Great for: Preprocessing data before feeding it into a model or generating quick reports.
When to Use Java in Data Science
1. Enterprise Integration
If your organization runs on Java-based systems (Spring, Hibernate, etc.), building data science components in Java avoids integration headaches.
- Models can be packaged as microservices.
- Easier to deploy alongside existing apps without containerizing Python services.
2. High-Performance, Low-Latency Systems
Java’s performance and garbage collection tuning make it ideal for real-time scoring or streaming analytics.

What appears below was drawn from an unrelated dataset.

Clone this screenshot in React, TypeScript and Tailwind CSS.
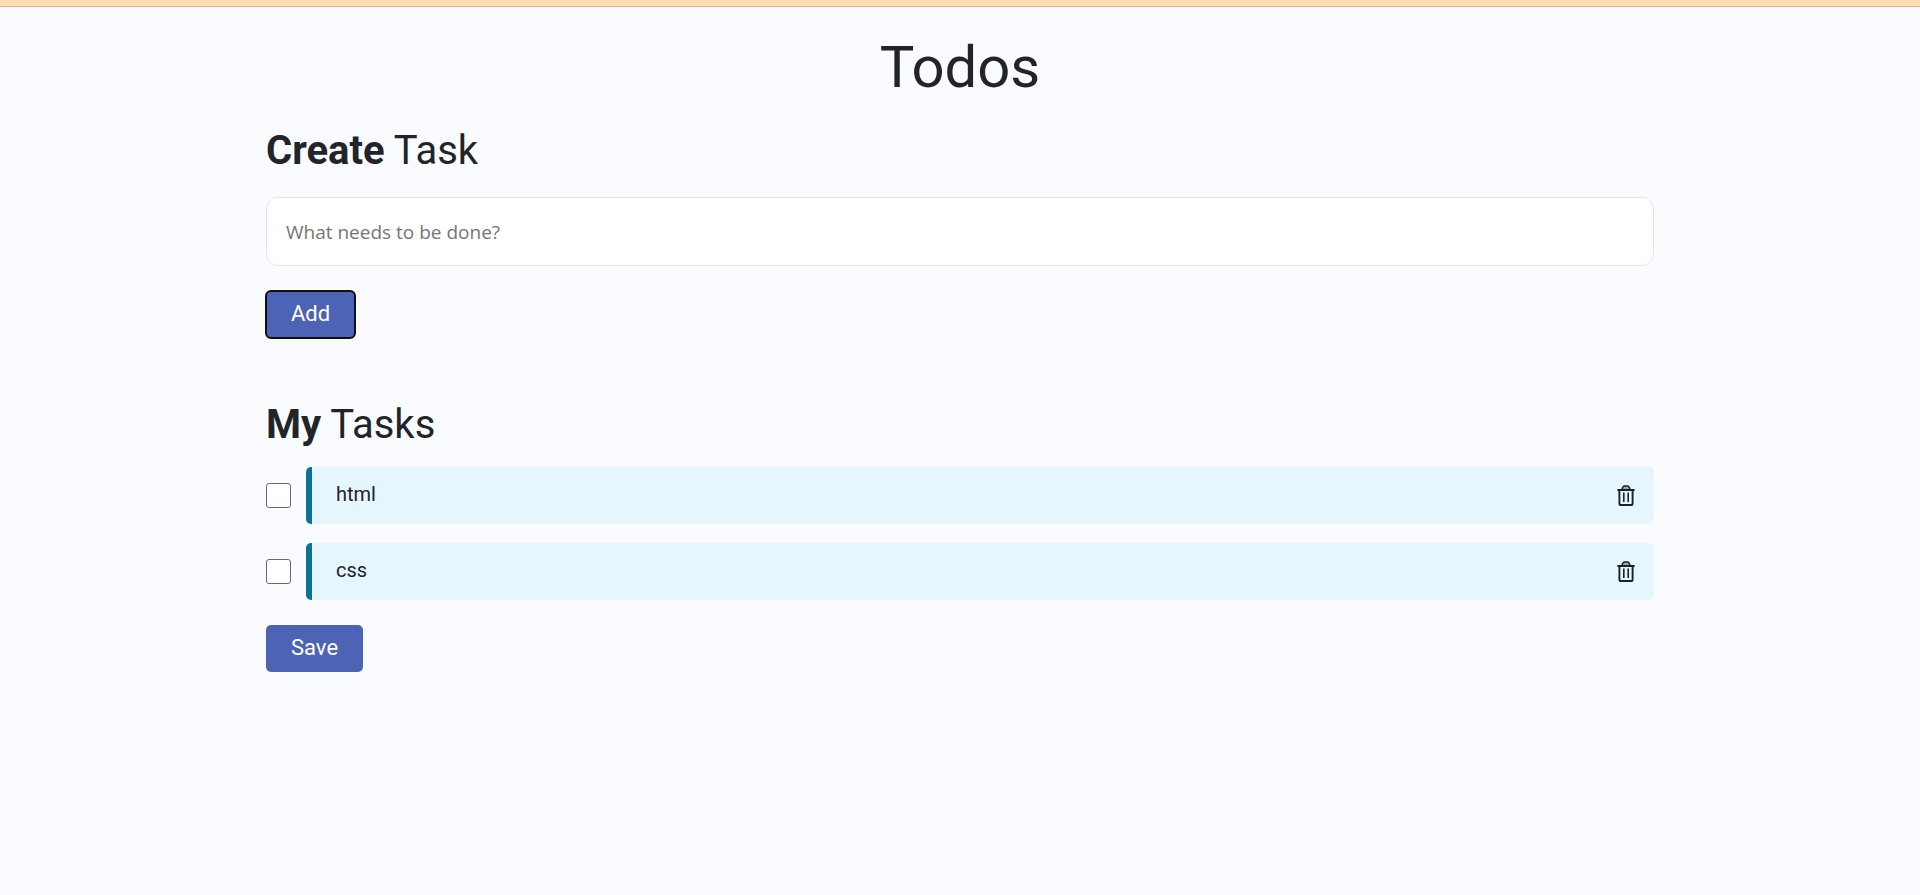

- Fraud detection in payment systems.
- Real-time recommendation engines.
3. Big Data Pipelines
With Hadoop and Spark, Java is deeply embedded in big data ecosystems.
- Writing custom Spark jobs in Java for data transformation.
- Processing terabytes of logs or sensor data.
4. Android and Edge ML
Want on-device ML in an Android app? Java or Kotlin with DL4J lets you run models without depending on external Python servers.
Limitations to Consider
- Smaller community than Python in data science—fewer tutorials and third-party tools.
- Less support for cutting-edge research—new models often appear in Python first.
- Verbose syntax—more code to write for the same task compared to Python.
But these are trade-offs, not dealbreakers—especially if you value stability, performance, and integration.
Bottom Line
Java may not be the flashiest choice for data science, but it’s a practical one in the right context. For enterprise applications, large-scale data processing, or systems where JVM compatibility matters, Java’s ecosystem—Weka, DL4J, Spark, Smile, Tablesaw—provides solid tools.
You don’t need to switch languages to do real data science work. If you're already in the Java world, leverage it. With the right libraries, Java can handle everything from data cleaning to deep learning—efficiently and at scale.
Basically, if your data pipeline runs on servers that speak Java, it makes sense for your models to speak it too.